NCRA NewsMail
 



8 January 2019

NORTH CRAY People - part 9 Dudley Townley

The North Cray Ratepayers Association was formed on 23 March 1944 at a meeting in the Oddfellows Hall, Footscray. 

This inaugural meeting of the NCRA was chaired by Councillor Townley of the North Cray Ward of the Chislehurst and Sidcup Urban District Council. 

So, who was Cllr Townley?

His full name was Dudley Arnold Townley and he had been born in Brisbane, Australia, on 10 February 1895. During World War 1 he served in an Australian Light Horse Cavalry Unit and his was one of many "Soldier Portraits" published in Queensland, Australia, in December 1914. After the war, he was a Sheep Grazier. 

By 1923 he had come to England, where he married Winifred Edith Gwyn, who had been born in Kingston in 1896. Their marriage took place at St Marks, Surbiton, on 10 February. Their home was Cray Hall, North Cray Road. In 1924 they had a son, Peter Gwyn Langford Townley (a daughter, Pauline, followed in 1927). Peter grew up in Cray Hall and his playmate was John Harrington of Pear Tree Cottage, North Cray Road (now the President of the NCRA). The 1939 Register records that Dudley Townley was a Poultry Farmer at Cray Hall.


In his unpublished memoirs, "Cray Hall Memories", recently copied to his friend John Harrington, Peter recalls a magnificent weeping beech at the north-west corner of Cray Hall, a wedding present from his mother's father, Harry Gwyn. And tells how he used to help his father with the poultry farm, at night checking the poultry houses and chasing off the rats!
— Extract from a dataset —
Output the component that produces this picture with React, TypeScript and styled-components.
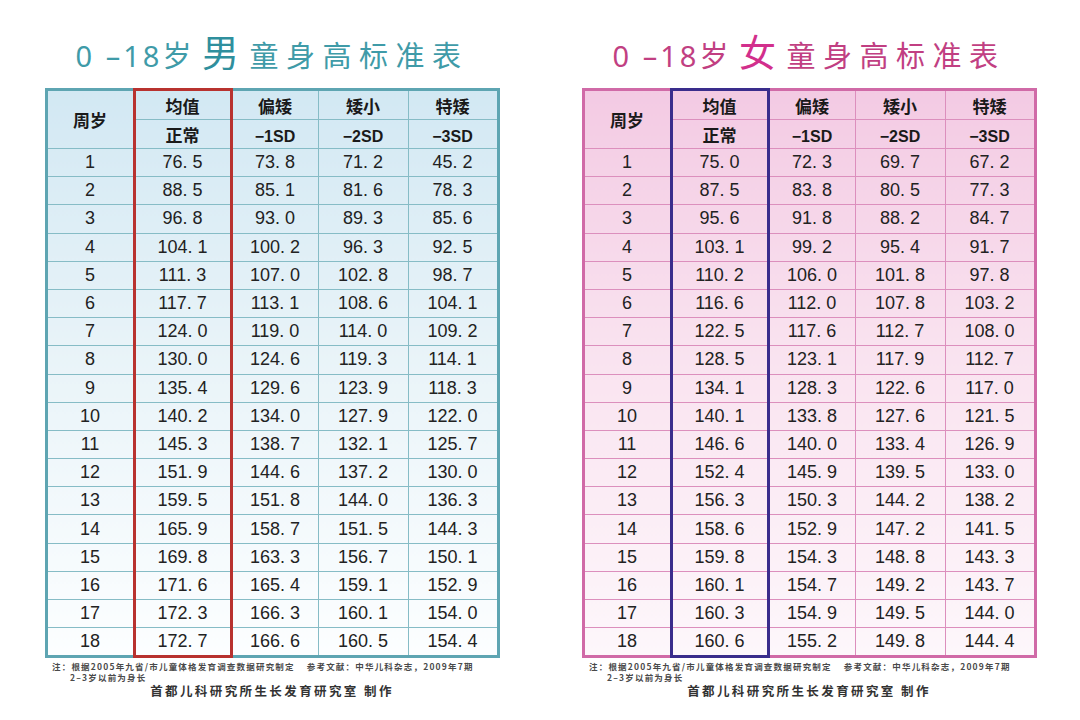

A small piece of their land was used by a neighbour, Mr Cameron, for two or three beehives whilst he was recovering from a serious accident with a motorcycle and sidecar - which was the beginning of Honeyden Apiaries. The original name of Cray Hall, built in c1816, was Honeyden -Honey Den being a woodland pasture where hives were kept.

Peter also tells how, upon the outbreak of war in September 1939, the family sitting room at Cray Hall became the local ARP (Air Raid Precautions) Post, which was manned 24 hours a day by a team of volunteers. 

Dudley Townley died in Queen Mary's Hospital on 10 December 1979, aged 84. His ashes are buried in St James Churchyard.